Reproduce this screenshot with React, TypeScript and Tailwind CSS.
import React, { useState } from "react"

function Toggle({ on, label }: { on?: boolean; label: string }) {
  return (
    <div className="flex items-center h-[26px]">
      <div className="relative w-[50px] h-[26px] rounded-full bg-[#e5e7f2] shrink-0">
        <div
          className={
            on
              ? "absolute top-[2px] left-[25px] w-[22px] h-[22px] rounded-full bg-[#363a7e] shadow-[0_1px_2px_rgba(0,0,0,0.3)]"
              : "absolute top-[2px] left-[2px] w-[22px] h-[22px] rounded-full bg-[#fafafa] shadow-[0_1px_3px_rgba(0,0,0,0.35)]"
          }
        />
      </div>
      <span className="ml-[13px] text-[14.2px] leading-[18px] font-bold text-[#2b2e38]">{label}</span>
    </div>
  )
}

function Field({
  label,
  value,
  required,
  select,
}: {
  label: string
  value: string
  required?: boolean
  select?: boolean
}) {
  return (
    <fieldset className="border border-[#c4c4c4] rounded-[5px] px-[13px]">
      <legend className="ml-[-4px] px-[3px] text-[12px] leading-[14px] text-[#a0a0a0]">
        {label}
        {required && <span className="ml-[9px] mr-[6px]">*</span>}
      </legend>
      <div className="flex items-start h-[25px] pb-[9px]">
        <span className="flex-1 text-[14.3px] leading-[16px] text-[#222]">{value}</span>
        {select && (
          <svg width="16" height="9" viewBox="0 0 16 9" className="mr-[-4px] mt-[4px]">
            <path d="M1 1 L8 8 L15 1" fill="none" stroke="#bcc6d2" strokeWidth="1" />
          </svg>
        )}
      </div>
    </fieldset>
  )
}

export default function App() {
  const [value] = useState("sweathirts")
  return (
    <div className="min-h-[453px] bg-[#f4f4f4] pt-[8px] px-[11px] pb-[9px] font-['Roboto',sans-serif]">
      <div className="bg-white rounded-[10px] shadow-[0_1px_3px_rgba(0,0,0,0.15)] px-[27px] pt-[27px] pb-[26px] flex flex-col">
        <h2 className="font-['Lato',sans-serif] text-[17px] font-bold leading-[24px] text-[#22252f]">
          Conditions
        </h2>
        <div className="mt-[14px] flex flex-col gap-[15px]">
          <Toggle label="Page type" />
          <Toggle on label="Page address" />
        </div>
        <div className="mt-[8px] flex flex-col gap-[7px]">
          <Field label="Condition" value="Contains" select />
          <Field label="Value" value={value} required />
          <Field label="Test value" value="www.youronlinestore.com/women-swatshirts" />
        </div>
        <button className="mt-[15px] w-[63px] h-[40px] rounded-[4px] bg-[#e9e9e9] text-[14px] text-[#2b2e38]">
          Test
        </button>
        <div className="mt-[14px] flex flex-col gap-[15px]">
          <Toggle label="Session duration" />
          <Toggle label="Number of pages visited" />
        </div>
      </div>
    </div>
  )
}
#####
- Short task -
Restate every line of the data word for word.

- Exercise answer -
Reproduce this screenshot with React, TypeScript and Tailwind CSS.
import React, { useState } from "react"

function Toggle({ on, label }: { on?: boolean; label: string }) {
  return (
    <div className="flex items-center h-[26px]">
      <div className="relative w-[50px] h-[26px] rounded-full bg-[#e5e7f2] shrink-0">
        <div
          className={
            on
              ? "absolute top-[2px] left-[25px] w-[22px] h-[22px] rounded-full bg-[#363a7e] shadow-[0_1px_2px_rgba(0,0,0,0.3)]"
              : "absolute top-[2px] left-[2px] w-[22px] h-[22px] rounded-full bg-[#fafafa] shadow-[0_1px_3px_rgba(0,0,0,0.35)]"
          }
        />
      </div>
      <span className="ml-[13px] text-[14.2px] leading-[18px] font-bold text-[#2b2e38]">{label}</span>
    </div>
  )
}

function Field({
  label,
  value,
  required,
  select,
}: {
  label: string
  value: string
  required?: boolean
  select?: boolean
}) {
  return (
    <fieldset className="border border-[#c4c4c4] rounded-[5px] px-[13px]">
      <legend className="ml-[-4px] px-[3px] text-[12px] leading-[14px] text-[#a0a0a0]">
        {label}
        {required && <span className="ml-[9px] mr-[6px]">*</span>}
      </legend>
      <div className="flex items-start h-[25px] pb-[9px]">
        <span className="flex-1 text-[14.3px] leading-[16px] text-[#222]">{value}</span>
        {select && (
          <svg width="16" height="9" viewBox="0 0 16 9" className="mr-[-4px] mt-[4px]">
            <path d="M1 1 L8 8 L15 1" fill="none" stroke="#bcc6d2" strokeWidth="1" />
          </svg>
        )}
      </div>
    </fieldset>
  )
}

export default function App() {
  const [value] = useState("sweathirts")
  return (
    <div className="min-h-[453px] bg-[#f4f4f4] pt-[8px] px-[11px] pb-[9px] font-['Roboto',sans-serif]">
      <div className="bg-white rounded-[10px] shadow-[0_1px_3px_rgba(0,0,0,0.15)] px-[27px] pt-[27px] pb-[26px] flex flex-col">
        <h2 className="font-['Lato',sans-serif] text-[17px] font-bold leading-[24px] text-[#22252f]">
          Conditions
        </h2>
        <div className="mt-[14px] flex flex-col gap-[15px]">
          <Toggle label="Page type" />
          <Toggle on label="Page address" />
        </div>
        <div className="mt-[8px] flex flex-col gap-[7px]">
          <Field label="Condition" value="Contains" select />
          <Field label="Value" value={value} required />
          <Field label="Test value" value="www.youronlinestore.com/women-swatshirts" />
        </div>
        <button className="mt-[15px] w-[63px] h-[40px] rounded-[4px] bg-[#e9e9e9] text-[14px] text-[#2b2e38]">
          Test
        </button>
        <div className="mt-[14px] flex flex-col gap-[15px]">
          <Toggle label="Session duration" />
          <Toggle label="Number of pages visited" />
        </div>
      </div>
    </div>
  )
}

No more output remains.